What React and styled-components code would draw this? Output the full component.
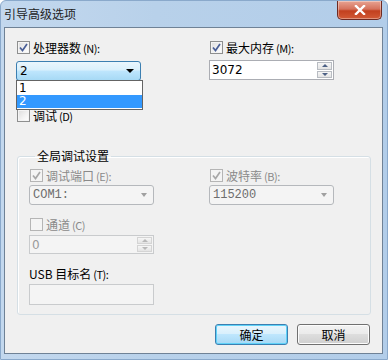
import React from "react";
import styled, { createGlobalStyle } from "styled-components";

const Global = createGlobalStyle`
  html, body { margin: 0; padding: 0; background: #ffffff; }
  body {
    font-family: "Noto Sans CJK SC", "DejaVu Sans", sans-serif;
    font-size: 12px;
    color: #000;
  }
`;

const Window = styled.div`
  width: 388px;
  height: 360px;
  box-sizing: border-box;
  display: flex;
  flex-direction: column;
  background: linear-gradient(90deg, #c3d8ee 0%, #b8d1ea 40%, #b2cde9 100%);
  border: 1px solid #8aa9cb;
  border-radius: 6px 6px 0 0;
  overflow: hidden;
`;

const TitleBar = styled.div`
  height: 26px;
  display: flex;
  align-items: flex-start;
  justify-content: space-between;
  padding-left: 3px;
`;

const Title = styled.span`
  margin-top: 6px;
  font-size: 12px;
  line-height: 14px;
  color: #1e1e1e;
`;

const CloseButton = styled.div`
  width: 45px;
  height: 19px;
  margin-right: 5px;
  box-sizing: border-box;
  border: 1px solid #6e2a22;
  border-top: none;
  border-radius: 0 0 5px 5px;
  background: linear-gradient(180deg, #e8a493 0%, #d5725c 45%, #c2401f 55%, #d25a36 100%);
  display: flex;
  align-items: center;
  justify-content: center;
  box-shadow: inset 0 0 0 1px rgba(255, 255, 255, 0.35);
`;

const Client = styled.div`
  flex: 1;
  margin: 0 4px 5px 3px;
  border: 1px solid #6f8296;
  background: #f0f0f0;
  display: flex;
  flex-direction: column;
  padding: 13px 0 0 11px;
`;

const TopGrid = styled.div`
  display: grid;
  grid-template-columns: 193px 1fr;
`;

const Column = styled.div`
  display: flex;
  flex-direction: column;
  align-items: flex-start;
`;

const CheckRow = styled.label`
  display: flex;
  align-items: center;
  gap: 3px;
  height: 13px;
  margin-left: 1px;
  margin-top: ${(p) => p.$top || 0}px;
  color: ${(p) => (p.$disabled ? "#8a8a8a" : "#000")};
  line-height: 13px;
  white-space: nowrap;
`;

const Mn = styled.span`
  font-size: 11px;
  letter-spacing: -0.5px;
  margin-left: 2px;
`;

const Box = styled.span`
  width: 13px;
  height: 13px;
  box-sizing: border-box;
  border: 1px solid ${(p) => (p.$disabled ? "#b5b5b5" : "#8e8f8f")};
  background: ${(p) =>
    p.$disabled
      ? "#f4f4f4"
      : "linear-gradient(135deg, #dcdcdc 0%, #f4f4f4 60%, #ffffff 100%)"};
  box-shadow: inset 0 0 0 1px #f4f4f4;
  display: flex;
  align-items: center;
  justify-content: center;
  flex: none;
`;

const Combo = styled.div`
  position: relative;
  width: ${(p) => p.$w || 125}px;
  height: 20px;
  box-sizing: border-box;
  margin-top: ${(p) => p.$top || 0}px;
  border: 1px solid ${(p) => (p.$active ? "#3c7fb1" : "#b5b8bc")};
  border-radius: 3px;
  background: ${(p) =>
    p.$active
      ? "linear-gradient(180deg, #eaf6fd 0%, #d9f0fc 45%, #bee6fd 50%, #a7d9f5 100%)"
      : "#f4f4f4"};
  display: flex;
  align-items: center;
  justify-content: space-between;
  padding: 0 6px 0 3px;
  color: ${(p) => (p.$active ? "#000" : "#6d6d6d")};
  font-family: ${(p) => (p.$active ? '"DejaVu Sans", sans-serif' : '"Liberation Mono", "DejaVu Sans Mono", monospace')};
  font-size: 12px;
`;

const Arrow = styled.span`
  width: 0;
  height: 0;
  border-left: ${(p) => (p.$active ? 4 : 3.5)}px solid transparent;
  border-right: ${(p) => (p.$active ? 4 : 3.5)}px solid transparent;
  border-top: 4px solid ${(p) => (p.$active ? "#000" : "#a0a0a0")};
`;

const DropList = styled.div`
  position: absolute;
  left: -1px;
  top: 18px;
  width: 127px;
  box-sizing: border-box;
  border: 1px solid #646464;
  background: #fff;
  padding: 1px 0;
  z-index: 2;
  font-family: "DejaVu Sans", sans-serif;
  font-size: 12px;
`;

const DropItem = styled.div`
  height: 13px;
  line-height: 13px;
  padding-left: 2px;
  background: ${(p) => (p.$selected ? "#3399ff" : "transparent")};
  color: ${(p) => (p.$selected ? "#fff" : "#000")};
`;

const Spin = styled.div`
  width: 125px;
  height: ${(p) => p.$h || 20}px;
  box-sizing: border-box;
  margin-top: ${(p) => p.$top || 0}px;
  border: 1px solid ${(p) => (p.$disabled ? "#c9cbcd" : "#abadb3")};
  background: ${(p) => (p.$disabled ? "#f4f4f4" : "#fff")};
  display: flex;
  align-items: stretch;
`;

const SpinText = styled.span`
  flex: 1;
  padding-left: 2px;
  display: flex;
  align-items: center;
  font-family: "DejaVu Sans", sans-serif;
  font-size: 12px;
  color: ${(p) => (p.$disabled ? "#9a9a9a" : "#000")};
`;

const SpinButtons = styled.div`
  width: 15px;
  display: flex;
  flex-direction: column;
  padding: 1px 1px 1px 0;
  gap: 1px;
`;

const SpinBtn = styled.div`
  flex: 1;
  border: 1px solid ${(p) => (p.$disabled ? "#d4d4d4" : "#b8bcc2")};
  background: linear-gradient(180deg, #f6f6f6, #e4e4e4);
  display: flex;
  align-items: center;
  justify-content: center;
`;

const Tri = styled.span`
  width: 0;
  height: 0;
  border-left: 3px solid transparent;
  border-right: 3px solid transparent;
  ${(p) => (p.$up ? "border-bottom" : "border-top")}: 3px solid ${(p) =>
    p.$disabled ? "#b8b8b8" : "#4d6185"};
`;

const Group = styled.fieldset`
  margin: 26px 11px 0 1px;
  padding: 5px 0 9px 11px;
  border: 1px solid #d5dfe5;
  border-radius: 3px;
  box-shadow: inset 1px 1px 0 #fff;
  min-width: 0;
`;

const Legend = styled.legend`
  padding: 0 2px;
  margin-left: 6px;
  font-size: 12px;
  line-height: 16px;
`;

const GroupGrid = styled.div`
  display: grid;
  grid-template-columns: 180px 1fr;
`;

const Label = styled.div`
  margin-top: ${(p) => p.$top || 0}px;
  height: 14px;
  line-height: 14px;
  white-space: nowrap;
`;

const TextBox = styled.div`
  width: 125px;
  height: 21px;
  box-sizing: border-box;
  margin-top: ${(p) => p.$top || 0}px;
  border: 1px solid #c9cbcd;
  background: #f4f4f4;
`;

const ButtonRow = styled.div`
  display: flex;
  justify-content: flex-end;
  gap: 9px;
  margin: 9px 12px 0 0;
`;

const Button = styled.div`
  width: 73px;
  height: 21px;
  box-sizing: border-box;
  border: 1px solid ${(p) => (p.$primary ? "#3c7fb1" : "#707070")};
  border-radius: 3px;
  background: ${(p) =>
    p.$primary
      ? "linear-gradient(180deg, #eaf6fd 0%, #d9f0fc 45%, #bee6fd 50%, #a7d9f5 100%)"
      : "linear-gradient(180deg, #f2f2f2 0%, #ebebeb 45%, #dddddd 50%, #cfcfcf 100%)"};
  box-shadow: inset 0 0 0 1px ${(p) => (p.$primary ? "#5fd2f8" : "#fcfcfc")};
  display: flex;
  align-items: center;
  justify-content: center;
  font-size: 12px;
`;

const Check = ({ disabled }) => (
  <svg width="9" height="9" viewBox="0 0 9 9">
    <path
      d="M1 4.5 L3.5 7.5 L8 1"
      fill="none"
      stroke={disabled ? "#a8a8a8" : "#4a5f97"}
      strokeWidth="1.7"
    />
  </svg>
);

const CheckBox = ({ checked, disabled, label, mn, top }) => (
  <CheckRow $disabled={disabled} $top={top}>
    <Box $disabled={disabled}>{checked && <Check disabled={disabled} />}</Box>
    <span>
      {label}
      <Mn>{mn}</Mn>
    </span>
  </CheckRow>
);

const SpinBox = ({ value, disabled, top, h }) => (
  <Spin $disabled={disabled} $top={top} $h={h}>
    <SpinText $disabled={disabled}>{value}</SpinText>
    <SpinButtons>
      <SpinBtn $disabled={disabled}>
        <Tri $up $disabled={disabled} />
      </SpinBtn>
      <SpinBtn $disabled={disabled}>
        <Tri $disabled={disabled} />
      </SpinBtn>
    </SpinButtons>
  </Spin>
);

export default function App() {
  return (
    <>
      <Global />
      <Window>
        <TitleBar>
          <Title>引导高级选项</Title>
          <CloseButton>
            <svg width="12" height="10" viewBox="0 0 12 10">
              <path
                d="M2 1 L10 9 M10 1 L2 9"
                stroke="#fff"
                strokeWidth="2.4"
                strokeLinecap="square"
              />
            </svg>
          </CloseButton>
        </TitleBar>
        <Client>
          <TopGrid>
            <Column>
              <CheckBox checked label="处理器数" mn="(N):" />
              <Combo $active $top={7}>
                <span>2</span>
                <Arrow $active />
                <DropList>
                  <DropItem>1</DropItem>
                  <DropItem $selected>2</DropItem>
                </DropList>
              </Combo>
              <CheckBox label="调试" mn="(D)" top={28} />
            </Column>
            <Column>
              <CheckBox checked label="最大内存" mn="(M):" />
              <SpinBox value="3072" top={6} />
            </Column>
          </TopGrid>
          <Group>
            <Legend>全局调试设置</Legend>
            <GroupGrid>
              <Column>
                <CheckBox checked disabled label="调试端口" mn="(E):" />
                <Combo $top={3}>
                  <span>COM1:</span>
                  <Arrow />
                </Combo>
                <CheckBox disabled label="通道" mn="(C)" top={13} />
                <SpinBox value="0" disabled top={4} h={19} />
                <Label $top={13}>
                  USB 目标名<Mn>(T):</Mn>
                </Label>
                <TextBox $top={3} />
              </Column>
              <Column>
                <CheckBox checked disabled label="波特率" mn="(B):" />
                <Combo $top={3}>
                  <span>115200</span>
                  <Arrow />
                </Combo>
              </Column>
            </GroupGrid>
          </Group>
          <ButtonRow>
            <Button $primary>确定</Button>
            <Button>取消</Button>
          </ButtonRow>
        </Client>
      </Window>
    </>
  );
}
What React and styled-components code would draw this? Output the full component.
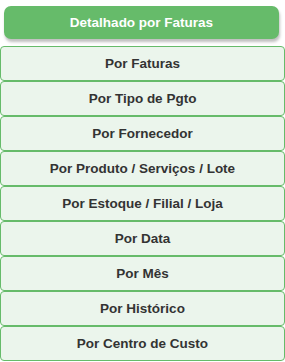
import styled, { createGlobalStyle } from "styled-components";

const items = [
    "Por Faturas",
    "Por Tipo de Pgto",
    "Por Fornecedor",
    "Por Produto / Serviços / Lote",
    "Por Estoque / Filial / Loja",
    "Por Data",
    "Por Mês",
    "Por Histórico",
    "Por Centro de Custo",
];

export default function App() {
    return (
        <>
            <GlobalStyle />
            <Menu>
                <Header>Detalhado por Faturas</Header>
                <List>
                    {items.map((label) => (
                        <Item key={label}>{label}</Item>
                    ))}
                </List>
            </Menu>
        </>
    );
}

const GlobalStyle = createGlobalStyle`
    body {
        margin: 0;
        background: #ffffff;
        font-family: "Liberation Sans", Arial, sans-serif;
    }
`;

const Menu = styled.div`
    width: 285px;
    display: flex;
    flex-direction: column;
`;

const Header = styled.div`
    margin: 6px 6px 7px 4px;
    height: 33px;
    border-radius: 7px;
    background-color: #66bb6a;
    color: #ffffff;
    font-size: 13.5px;
    font-weight: 700;
    display: flex;
    justify-content: center;
    align-items: center;
    box-shadow: 1px 3px 3px rgba(0, 0, 0, 0.25);
`;

const List = styled.div`
    display: flex;
    flex-direction: column;
`;

const Item = styled.div`
    box-sizing: border-box;
    height: 35px;
    border: 1px solid #66bb6a;
    border-radius: 4px;
    background-color: #ebf5ec;
    color: #333333;
    font-size: 13.5px;
    font-weight: 700;
    display: flex;
    justify-content: center;
    align-items: center;
    cursor: pointer;
`;
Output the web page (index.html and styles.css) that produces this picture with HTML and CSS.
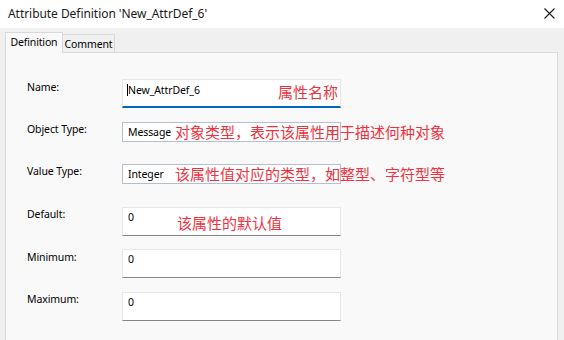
----------
> **BRIEF**
Pull out the lines above in which the word "html" appears.

> **RIGHT ANSWER**
  html, body { margin: 0; padding: 0; background: #ffffff; }
Output the web page (index.html and styles.css) that produces this picture with HTML and CSS.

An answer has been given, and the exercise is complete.